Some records
-- -- --
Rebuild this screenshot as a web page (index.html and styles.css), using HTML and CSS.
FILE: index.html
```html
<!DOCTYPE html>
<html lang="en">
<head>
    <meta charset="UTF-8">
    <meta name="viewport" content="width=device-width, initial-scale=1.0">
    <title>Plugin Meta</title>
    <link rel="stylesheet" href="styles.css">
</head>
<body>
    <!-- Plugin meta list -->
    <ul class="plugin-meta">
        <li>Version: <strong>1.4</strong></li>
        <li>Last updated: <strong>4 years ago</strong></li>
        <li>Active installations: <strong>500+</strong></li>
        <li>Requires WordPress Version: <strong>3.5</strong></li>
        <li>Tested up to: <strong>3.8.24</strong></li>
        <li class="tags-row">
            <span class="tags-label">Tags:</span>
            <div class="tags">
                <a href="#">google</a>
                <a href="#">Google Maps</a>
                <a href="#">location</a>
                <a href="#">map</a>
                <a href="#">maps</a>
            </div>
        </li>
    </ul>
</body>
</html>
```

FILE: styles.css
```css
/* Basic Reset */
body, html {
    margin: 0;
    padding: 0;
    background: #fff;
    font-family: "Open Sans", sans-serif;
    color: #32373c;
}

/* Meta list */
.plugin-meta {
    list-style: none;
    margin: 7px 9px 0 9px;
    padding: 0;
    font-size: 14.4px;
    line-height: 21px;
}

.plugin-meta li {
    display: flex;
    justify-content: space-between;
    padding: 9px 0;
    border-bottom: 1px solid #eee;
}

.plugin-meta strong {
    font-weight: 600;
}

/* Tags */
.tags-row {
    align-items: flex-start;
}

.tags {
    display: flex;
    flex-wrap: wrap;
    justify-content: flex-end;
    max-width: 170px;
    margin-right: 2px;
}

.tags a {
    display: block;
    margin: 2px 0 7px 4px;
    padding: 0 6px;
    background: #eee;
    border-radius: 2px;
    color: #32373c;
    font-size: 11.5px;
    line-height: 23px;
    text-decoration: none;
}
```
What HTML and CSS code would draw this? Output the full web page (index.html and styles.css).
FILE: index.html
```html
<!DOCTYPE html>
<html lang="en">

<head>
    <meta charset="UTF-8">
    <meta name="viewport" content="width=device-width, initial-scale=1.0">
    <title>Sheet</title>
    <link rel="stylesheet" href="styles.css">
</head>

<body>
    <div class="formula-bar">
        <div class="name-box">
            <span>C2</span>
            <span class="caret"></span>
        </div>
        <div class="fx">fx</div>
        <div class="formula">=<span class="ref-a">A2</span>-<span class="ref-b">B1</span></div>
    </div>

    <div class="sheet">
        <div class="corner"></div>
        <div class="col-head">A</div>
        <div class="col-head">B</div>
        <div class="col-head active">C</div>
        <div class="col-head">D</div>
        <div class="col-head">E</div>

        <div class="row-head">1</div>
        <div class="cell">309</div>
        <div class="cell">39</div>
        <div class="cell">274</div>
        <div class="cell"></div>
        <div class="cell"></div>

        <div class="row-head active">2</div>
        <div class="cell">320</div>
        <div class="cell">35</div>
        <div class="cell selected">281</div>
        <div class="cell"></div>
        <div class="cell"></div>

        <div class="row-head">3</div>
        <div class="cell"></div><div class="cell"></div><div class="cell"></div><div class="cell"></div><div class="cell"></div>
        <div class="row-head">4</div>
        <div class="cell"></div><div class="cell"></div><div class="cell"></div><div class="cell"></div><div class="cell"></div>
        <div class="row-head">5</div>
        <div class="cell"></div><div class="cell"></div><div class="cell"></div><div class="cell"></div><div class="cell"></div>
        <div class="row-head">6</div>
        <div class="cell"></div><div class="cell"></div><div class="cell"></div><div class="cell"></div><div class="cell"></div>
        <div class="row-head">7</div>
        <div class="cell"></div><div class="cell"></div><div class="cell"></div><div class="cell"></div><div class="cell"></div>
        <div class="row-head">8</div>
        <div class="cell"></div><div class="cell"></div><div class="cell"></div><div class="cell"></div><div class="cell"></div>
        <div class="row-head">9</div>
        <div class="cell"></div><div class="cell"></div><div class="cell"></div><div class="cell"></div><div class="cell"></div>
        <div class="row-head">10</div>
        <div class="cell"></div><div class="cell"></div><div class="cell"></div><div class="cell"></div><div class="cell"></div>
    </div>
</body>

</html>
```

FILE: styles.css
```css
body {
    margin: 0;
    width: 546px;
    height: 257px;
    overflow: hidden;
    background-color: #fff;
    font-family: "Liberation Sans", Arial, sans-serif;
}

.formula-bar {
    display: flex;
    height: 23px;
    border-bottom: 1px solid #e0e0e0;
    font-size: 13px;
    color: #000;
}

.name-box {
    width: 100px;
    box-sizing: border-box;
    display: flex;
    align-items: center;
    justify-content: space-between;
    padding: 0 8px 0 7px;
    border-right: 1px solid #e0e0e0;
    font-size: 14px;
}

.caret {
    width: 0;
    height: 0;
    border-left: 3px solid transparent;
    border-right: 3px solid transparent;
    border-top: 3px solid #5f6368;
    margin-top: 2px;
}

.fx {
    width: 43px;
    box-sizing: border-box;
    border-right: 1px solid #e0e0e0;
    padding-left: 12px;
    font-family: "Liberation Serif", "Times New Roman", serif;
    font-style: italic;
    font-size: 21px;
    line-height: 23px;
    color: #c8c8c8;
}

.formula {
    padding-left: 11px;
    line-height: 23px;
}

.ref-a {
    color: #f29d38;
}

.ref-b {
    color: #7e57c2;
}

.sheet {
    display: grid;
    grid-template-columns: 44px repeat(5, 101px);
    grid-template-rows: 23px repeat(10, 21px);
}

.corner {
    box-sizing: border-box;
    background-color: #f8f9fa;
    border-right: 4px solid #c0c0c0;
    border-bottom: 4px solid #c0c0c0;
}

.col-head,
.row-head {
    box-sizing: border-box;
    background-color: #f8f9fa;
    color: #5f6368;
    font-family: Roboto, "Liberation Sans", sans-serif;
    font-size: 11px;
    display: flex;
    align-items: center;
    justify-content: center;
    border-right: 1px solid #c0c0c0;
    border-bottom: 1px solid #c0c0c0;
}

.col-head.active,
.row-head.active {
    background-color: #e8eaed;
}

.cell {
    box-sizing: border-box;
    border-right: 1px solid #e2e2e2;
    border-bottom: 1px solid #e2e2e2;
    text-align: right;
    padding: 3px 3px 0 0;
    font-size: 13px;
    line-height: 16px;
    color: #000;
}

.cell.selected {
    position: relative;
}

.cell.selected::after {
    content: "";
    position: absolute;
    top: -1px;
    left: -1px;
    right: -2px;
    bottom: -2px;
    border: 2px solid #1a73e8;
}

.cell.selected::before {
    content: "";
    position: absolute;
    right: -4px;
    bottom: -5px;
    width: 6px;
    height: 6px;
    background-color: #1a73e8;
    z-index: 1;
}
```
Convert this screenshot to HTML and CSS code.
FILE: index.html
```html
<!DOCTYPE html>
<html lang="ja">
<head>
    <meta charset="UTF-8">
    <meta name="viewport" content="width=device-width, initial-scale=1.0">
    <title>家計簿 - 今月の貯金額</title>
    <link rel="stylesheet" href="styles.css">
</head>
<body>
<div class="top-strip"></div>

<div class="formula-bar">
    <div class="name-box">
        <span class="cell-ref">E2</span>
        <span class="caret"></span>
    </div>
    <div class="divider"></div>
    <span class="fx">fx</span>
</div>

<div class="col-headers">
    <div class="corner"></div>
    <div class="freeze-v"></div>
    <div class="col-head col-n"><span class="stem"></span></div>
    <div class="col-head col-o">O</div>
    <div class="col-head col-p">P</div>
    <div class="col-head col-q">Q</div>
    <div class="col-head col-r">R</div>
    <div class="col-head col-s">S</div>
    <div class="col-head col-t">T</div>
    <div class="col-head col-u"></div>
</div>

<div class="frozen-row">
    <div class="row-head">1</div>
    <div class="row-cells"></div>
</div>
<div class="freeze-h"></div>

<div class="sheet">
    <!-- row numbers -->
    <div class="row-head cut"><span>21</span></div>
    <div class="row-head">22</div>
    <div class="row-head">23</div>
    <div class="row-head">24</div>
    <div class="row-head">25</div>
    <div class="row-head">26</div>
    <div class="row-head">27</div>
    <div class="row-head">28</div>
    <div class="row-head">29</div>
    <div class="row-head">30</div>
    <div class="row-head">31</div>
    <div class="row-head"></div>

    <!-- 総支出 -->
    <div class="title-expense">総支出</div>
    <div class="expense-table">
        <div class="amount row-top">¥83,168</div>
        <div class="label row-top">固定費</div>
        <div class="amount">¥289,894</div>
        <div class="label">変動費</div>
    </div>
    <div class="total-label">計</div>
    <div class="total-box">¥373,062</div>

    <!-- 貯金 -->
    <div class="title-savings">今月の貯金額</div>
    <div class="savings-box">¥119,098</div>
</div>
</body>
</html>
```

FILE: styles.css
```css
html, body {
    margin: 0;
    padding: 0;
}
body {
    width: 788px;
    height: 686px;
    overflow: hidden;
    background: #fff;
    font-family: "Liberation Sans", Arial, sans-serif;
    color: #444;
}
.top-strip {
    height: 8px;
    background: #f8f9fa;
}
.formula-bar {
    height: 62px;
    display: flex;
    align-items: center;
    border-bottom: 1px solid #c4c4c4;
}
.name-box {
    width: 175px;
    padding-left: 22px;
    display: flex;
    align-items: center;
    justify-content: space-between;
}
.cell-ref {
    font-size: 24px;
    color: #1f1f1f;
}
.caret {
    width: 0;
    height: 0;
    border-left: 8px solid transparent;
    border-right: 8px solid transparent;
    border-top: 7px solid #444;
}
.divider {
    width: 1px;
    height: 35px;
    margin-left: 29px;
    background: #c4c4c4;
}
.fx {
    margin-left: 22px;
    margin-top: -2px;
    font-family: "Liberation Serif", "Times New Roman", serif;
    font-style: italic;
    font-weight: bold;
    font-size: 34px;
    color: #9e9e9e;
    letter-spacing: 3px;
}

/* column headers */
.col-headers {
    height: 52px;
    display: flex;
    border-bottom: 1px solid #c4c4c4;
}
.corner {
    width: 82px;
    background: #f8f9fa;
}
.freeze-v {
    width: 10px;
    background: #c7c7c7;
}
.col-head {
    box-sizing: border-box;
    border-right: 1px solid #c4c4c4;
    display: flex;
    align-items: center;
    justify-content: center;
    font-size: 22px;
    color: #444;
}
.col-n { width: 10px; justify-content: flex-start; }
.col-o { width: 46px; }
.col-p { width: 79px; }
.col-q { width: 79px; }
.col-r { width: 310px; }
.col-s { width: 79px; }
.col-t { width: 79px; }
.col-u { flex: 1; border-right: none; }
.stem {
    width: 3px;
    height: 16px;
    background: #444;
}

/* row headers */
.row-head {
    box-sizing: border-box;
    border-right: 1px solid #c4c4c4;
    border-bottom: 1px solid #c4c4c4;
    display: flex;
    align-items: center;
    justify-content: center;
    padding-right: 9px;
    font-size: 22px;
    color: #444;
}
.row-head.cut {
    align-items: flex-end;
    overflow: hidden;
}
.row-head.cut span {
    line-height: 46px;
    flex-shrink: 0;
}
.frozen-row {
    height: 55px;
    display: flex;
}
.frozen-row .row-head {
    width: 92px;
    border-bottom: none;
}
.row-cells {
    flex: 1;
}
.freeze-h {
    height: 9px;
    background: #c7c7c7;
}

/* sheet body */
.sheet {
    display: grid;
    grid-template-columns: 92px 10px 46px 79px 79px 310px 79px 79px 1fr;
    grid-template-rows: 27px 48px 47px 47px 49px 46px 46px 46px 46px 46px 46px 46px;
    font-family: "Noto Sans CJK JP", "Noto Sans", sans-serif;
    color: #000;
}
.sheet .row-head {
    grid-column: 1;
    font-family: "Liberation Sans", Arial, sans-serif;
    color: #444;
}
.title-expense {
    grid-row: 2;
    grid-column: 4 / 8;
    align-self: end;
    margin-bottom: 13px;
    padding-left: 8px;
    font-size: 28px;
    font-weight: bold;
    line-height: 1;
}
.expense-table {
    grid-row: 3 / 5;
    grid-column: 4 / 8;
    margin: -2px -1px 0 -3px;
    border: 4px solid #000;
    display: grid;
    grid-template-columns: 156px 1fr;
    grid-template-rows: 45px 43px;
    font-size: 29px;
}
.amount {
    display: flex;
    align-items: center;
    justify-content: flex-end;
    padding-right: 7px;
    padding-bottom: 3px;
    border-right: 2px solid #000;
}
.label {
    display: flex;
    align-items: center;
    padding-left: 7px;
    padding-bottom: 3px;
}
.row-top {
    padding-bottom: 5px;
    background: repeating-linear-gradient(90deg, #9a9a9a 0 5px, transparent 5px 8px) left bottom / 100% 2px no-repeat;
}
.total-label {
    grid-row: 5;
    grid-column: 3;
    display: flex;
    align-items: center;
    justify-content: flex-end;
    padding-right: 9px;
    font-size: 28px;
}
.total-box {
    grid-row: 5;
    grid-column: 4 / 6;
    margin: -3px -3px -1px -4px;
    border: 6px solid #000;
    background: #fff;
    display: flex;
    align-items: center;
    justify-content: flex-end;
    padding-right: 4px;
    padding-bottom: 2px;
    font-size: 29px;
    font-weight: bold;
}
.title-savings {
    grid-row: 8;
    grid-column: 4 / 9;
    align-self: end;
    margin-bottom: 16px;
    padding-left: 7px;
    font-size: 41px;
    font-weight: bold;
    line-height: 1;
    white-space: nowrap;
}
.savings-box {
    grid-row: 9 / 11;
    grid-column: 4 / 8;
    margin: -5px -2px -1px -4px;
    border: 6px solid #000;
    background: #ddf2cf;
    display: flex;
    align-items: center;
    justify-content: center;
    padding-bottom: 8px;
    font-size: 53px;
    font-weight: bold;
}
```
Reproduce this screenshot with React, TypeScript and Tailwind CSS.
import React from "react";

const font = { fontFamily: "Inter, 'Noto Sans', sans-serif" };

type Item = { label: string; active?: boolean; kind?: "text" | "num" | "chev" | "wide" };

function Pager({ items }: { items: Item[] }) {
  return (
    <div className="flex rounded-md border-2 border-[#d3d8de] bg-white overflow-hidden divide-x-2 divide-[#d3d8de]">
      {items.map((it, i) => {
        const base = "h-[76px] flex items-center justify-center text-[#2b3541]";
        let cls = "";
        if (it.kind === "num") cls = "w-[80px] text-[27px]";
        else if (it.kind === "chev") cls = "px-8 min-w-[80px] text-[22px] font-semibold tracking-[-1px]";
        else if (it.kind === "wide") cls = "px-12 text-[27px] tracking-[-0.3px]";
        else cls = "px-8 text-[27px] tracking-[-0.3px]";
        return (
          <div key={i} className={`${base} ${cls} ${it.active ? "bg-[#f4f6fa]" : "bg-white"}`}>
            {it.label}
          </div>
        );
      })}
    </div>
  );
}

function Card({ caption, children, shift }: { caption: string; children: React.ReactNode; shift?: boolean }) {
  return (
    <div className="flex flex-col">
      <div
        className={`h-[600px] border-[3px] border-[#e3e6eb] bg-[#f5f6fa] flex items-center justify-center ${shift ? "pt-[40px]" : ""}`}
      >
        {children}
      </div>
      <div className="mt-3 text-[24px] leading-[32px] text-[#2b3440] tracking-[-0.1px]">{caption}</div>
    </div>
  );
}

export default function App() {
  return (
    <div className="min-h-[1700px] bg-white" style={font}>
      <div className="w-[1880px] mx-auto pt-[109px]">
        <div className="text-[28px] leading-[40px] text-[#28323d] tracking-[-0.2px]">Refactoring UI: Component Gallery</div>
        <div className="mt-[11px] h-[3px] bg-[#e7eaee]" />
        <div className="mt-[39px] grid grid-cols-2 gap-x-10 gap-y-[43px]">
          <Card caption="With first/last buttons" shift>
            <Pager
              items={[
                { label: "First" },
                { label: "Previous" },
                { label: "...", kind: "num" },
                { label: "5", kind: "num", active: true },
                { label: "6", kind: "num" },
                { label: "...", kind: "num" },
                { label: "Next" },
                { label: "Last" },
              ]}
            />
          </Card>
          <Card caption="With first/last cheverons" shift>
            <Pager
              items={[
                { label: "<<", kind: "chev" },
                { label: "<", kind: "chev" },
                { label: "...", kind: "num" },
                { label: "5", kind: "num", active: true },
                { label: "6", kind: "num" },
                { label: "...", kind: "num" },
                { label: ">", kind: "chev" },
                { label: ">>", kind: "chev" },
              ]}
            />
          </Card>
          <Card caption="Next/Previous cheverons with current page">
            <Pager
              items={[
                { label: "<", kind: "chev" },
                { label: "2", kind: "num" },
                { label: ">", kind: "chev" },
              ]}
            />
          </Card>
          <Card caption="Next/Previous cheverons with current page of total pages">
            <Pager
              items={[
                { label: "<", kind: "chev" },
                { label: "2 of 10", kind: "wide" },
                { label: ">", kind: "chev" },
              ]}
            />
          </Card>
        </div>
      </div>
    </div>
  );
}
-- -- --
== Goal ==
Starting at the line that contains "Reproduce this screenshot", set down every line up to and including the line that contains "string; active?: boolean;", exactly as given, and no other line.

== Full output ==
Reproduce this screenshot with React, TypeScript and Tailwind CSS.
import React from "react";

const font = { fontFamily: "Inter, 'Noto Sans', sans-serif" };

type Item = { label: string; active?: boolean; kind?: "text" | "num" | "chev" | "wide" };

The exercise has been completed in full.